GIVEN INSTRUCTION: Reproduce the lines of the material exactly, excluding every image.

SUPPLIED INFORMATION:
----------

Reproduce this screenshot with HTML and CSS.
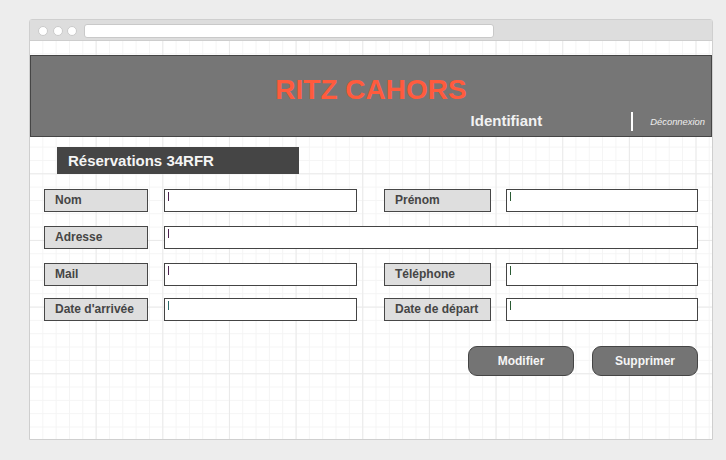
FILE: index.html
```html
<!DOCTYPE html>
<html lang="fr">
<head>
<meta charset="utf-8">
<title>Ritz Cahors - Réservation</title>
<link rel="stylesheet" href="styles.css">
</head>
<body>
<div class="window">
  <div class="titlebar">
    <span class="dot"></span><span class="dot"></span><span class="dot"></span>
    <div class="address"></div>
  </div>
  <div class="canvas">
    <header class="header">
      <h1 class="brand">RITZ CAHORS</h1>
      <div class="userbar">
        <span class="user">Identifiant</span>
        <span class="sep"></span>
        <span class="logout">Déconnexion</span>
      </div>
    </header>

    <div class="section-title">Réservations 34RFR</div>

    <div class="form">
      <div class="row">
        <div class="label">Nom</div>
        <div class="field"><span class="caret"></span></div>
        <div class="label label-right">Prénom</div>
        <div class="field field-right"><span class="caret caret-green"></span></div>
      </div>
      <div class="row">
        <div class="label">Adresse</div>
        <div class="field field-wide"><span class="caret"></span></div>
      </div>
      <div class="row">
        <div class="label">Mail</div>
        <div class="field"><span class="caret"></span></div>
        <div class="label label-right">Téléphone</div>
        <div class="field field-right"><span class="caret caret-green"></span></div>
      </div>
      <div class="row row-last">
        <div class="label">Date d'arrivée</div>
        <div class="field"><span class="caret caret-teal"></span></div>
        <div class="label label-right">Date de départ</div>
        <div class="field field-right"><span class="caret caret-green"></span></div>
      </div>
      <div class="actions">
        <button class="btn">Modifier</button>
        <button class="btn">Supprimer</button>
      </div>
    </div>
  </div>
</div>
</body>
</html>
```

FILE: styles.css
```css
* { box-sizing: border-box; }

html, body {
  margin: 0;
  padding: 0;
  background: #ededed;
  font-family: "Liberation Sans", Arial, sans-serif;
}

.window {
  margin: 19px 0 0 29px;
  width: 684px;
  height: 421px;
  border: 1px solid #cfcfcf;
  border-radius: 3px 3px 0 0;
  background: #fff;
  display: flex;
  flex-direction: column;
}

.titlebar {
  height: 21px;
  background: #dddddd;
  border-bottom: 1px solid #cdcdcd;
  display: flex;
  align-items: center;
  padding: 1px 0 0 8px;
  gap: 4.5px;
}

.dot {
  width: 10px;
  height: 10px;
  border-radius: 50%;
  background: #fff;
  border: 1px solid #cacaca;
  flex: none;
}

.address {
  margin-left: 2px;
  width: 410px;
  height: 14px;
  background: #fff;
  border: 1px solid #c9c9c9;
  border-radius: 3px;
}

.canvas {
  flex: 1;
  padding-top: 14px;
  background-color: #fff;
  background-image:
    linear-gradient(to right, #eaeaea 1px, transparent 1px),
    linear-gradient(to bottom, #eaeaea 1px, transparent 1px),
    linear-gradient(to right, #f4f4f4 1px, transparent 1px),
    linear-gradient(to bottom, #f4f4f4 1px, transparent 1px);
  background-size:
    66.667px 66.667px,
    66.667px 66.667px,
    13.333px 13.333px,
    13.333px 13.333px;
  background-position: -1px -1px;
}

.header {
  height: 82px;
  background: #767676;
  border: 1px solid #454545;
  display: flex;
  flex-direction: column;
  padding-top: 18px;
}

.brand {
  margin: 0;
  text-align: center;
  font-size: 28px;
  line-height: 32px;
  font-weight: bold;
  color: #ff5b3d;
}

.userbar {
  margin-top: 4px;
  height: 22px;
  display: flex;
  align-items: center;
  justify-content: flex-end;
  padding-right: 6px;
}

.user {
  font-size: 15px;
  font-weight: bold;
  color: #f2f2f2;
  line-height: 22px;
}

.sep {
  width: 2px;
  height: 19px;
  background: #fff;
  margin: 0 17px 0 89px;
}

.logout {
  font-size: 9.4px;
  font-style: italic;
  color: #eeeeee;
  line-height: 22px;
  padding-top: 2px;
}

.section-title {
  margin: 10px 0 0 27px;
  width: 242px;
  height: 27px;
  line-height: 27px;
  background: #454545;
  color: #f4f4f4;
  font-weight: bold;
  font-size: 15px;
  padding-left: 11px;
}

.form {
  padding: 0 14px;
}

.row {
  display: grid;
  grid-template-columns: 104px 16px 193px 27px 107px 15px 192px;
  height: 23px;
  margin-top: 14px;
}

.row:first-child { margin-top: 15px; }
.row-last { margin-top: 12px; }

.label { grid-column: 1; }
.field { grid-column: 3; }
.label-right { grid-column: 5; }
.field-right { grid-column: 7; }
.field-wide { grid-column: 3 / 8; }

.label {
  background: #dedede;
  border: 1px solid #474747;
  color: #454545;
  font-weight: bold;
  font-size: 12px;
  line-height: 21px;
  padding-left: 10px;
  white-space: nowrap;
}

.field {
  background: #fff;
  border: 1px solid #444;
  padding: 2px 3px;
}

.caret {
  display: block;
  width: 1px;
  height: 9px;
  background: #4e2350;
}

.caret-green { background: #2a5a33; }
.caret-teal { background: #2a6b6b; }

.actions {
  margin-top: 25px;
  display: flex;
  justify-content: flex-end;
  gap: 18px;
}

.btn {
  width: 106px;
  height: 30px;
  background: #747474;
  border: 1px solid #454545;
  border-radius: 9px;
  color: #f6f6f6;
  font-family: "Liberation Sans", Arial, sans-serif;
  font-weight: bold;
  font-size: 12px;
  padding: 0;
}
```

----------

FINAL ANSWER:
Reproduce this screenshot with HTML and CSS.
FILE: index.html
```html
<!DOCTYPE html>
<html lang="fr">
<head>
<meta charset="utf-8">
<title>Ritz Cahors - Réservation</title>
<link rel="stylesheet" href="styles.css">
</head>
<body>
<div class="window">
  <div class="titlebar">
    <span class="dot"></span><span class="dot"></span><span class="dot"></span>
    <div class="address"></div>
  </div>
  <div class="canvas">
    <header class="header">
      <h1 class="brand">RITZ CAHORS</h1>
      <div class="userbar">
        <span class="user">Identifiant</span>
        <span class="sep"></span>
        <span class="logout">Déconnexion</span>
      </div>
    </header>

    <div class="section-title">Réservations 34RFR</div>

    <div class="form">
      <div class="row">
        <div class="label">Nom</div>
        <div class="field"><span class="caret"></span></div>
        <div class="label label-right">Prénom</div>
        <div class="field field-right"><span class="caret caret-green"></span></div>
      </div>
      <div class="row">
        <div class="label">Adresse</div>
        <div class="field field-wide"><span class="caret"></span></div>
      </div>
      <div class="row">
        <div class="label">Mail</div>
        <div class="field"><span class="caret"></span></div>
        <div class="label label-right">Téléphone</div>
        <div class="field field-right"><span class="caret caret-green"></span></div>
      </div>
      <div class="row row-last">
        <div class="label">Date d'arrivée</div>
        <div class="field"><span class="caret caret-teal"></span></div>
        <div class="label label-right">Date de départ</div>
        <div class="field field-right"><span class="caret caret-green"></span></div>
      </div>
      <div class="actions">
        <button class="btn">Modifier</button>
        <button class="btn">Supprimer</button>
      </div>
    </div>
  </div>
</div>
</body>
</html>
```

FILE: styles.css
```css
* { box-sizing: border-box; }

html, body {
  margin: 0;
  padding: 0;
  background: #ededed;
  font-family: "Liberation Sans", Arial, sans-serif;
}

.window {
  margin: 19px 0 0 29px;
  width: 684px;
  height: 421px;
  border: 1px solid #cfcfcf;
  border-radius: 3px 3px 0 0;
  background: #fff;
  display: flex;
  flex-direction: column;
}

.titlebar {
  height: 21px;
  background: #dddddd;
  border-bottom: 1px solid #cdcdcd;
  display: flex;
  align-items: center;
  padding: 1px 0 0 8px;
  gap: 4.5px;
}

.dot {
  width: 10px;
  height: 10px;
  border-radius: 50%;
  background: #fff;
  border: 1px solid #cacaca;
  flex: none;
}

.address {
  margin-left: 2px;
  width: 410px;
  height: 14px;
  background: #fff;
  border: 1px solid #c9c9c9;
  border-radius: 3px;
}

.canvas {
  flex: 1;
  padding-top: 14px;
  background-color: #fff;
  background-image:
    linear-gradient(to right, #eaeaea 1px, transparent 1px),
    linear-gradient(to bottom, #eaeaea 1px, transparent 1px),
    linear-gradient(to right, #f4f4f4 1px, transparent 1px),
    linear-gradient(to bottom, #f4f4f4 1px, transparent 1px);
  background-size:
    66.667px 66.667px,
    66.667px 66.667px,
    13.333px 13.333px,
    13.333px 13.333px;
  background-position: -1px -1px;
}

.header {
  height: 82px;
  background: #767676;
  border: 1px solid #454545;
  display: flex;
  flex-direction: column;
  padding-top: 18px;
}

.brand {
  margin: 0;
  text-align: center;
  font-size: 28px;
  line-height: 32px;
  font-weight: bold;
  color: #ff5b3d;
}

.userbar {
  margin-top: 4px;
  height: 22px;
  display: flex;
  align-items: center;
  justify-content: flex-end;
  padding-right: 6px;
}

.user {
  font-size: 15px;
  font-weight: bold;
  color: #f2f2f2;
  line-height: 22px;
}

.sep {
  width: 2px;
  height: 19px;
  background: #fff;
  margin: 0 17px 0 89px;
}

.logout {
  font-size: 9.4px;
  font-style: italic;
  color: #eeeeee;
  line-height: 22px;
  padding-top: 2px;
}

.section-title {
  margin: 10px 0 0 27px;
  width: 242px;
  height: 27px;
  line-height: 27px;
  background: #454545;
  color: #f4f4f4;
  font-weight: bold;
  font-size: 15px;
  padding-left: 11px;
}

.form {
  padding: 0 14px;
}

.row {
  display: grid;
  grid-template-columns: 104px 16px 193px 27px 107px 15px 192px;
  height: 23px;
  margin-top: 14px;
}

.row:first-child { margin-top: 15px; }
.row-last { margin-top: 12px; }

.label { grid-column: 1; }
.field { grid-column: 3; }
.label-right { grid-column: 5; }
.field-right { grid-column: 7; }
.field-wide { grid-column: 3 / 8; }

.label {
  background: #dedede;
  border: 1px solid #474747;
  color: #454545;
  font-weight: bold;
  font-size: 12px;
  line-height: 21px;
  padding-left: 10px;
  white-space: nowrap;
}

.field {
  background: #fff;
  border: 1px solid #444;
  padding: 2px 3px;
}

.caret {
  display: block;
  width: 1px;
  height: 9px;
  background: #4e2350;
}

.caret-green { background: #2a5a33; }
.caret-teal { background: #2a6b6b; }

.actions {
  margin-top: 25px;
  display: flex;
  justify-content: flex-end;
  gap: 18px;
}

.btn {
  width: 106px;
  height: 30px;
  background: #747474;
  border: 1px solid #454545;
  border-radius: 9px;
  color: #f6f6f6;
  font-family: "Liberation Sans", Arial, sans-serif;
  font-weight: bold;
  font-size: 12px;
  padding: 0;
}
```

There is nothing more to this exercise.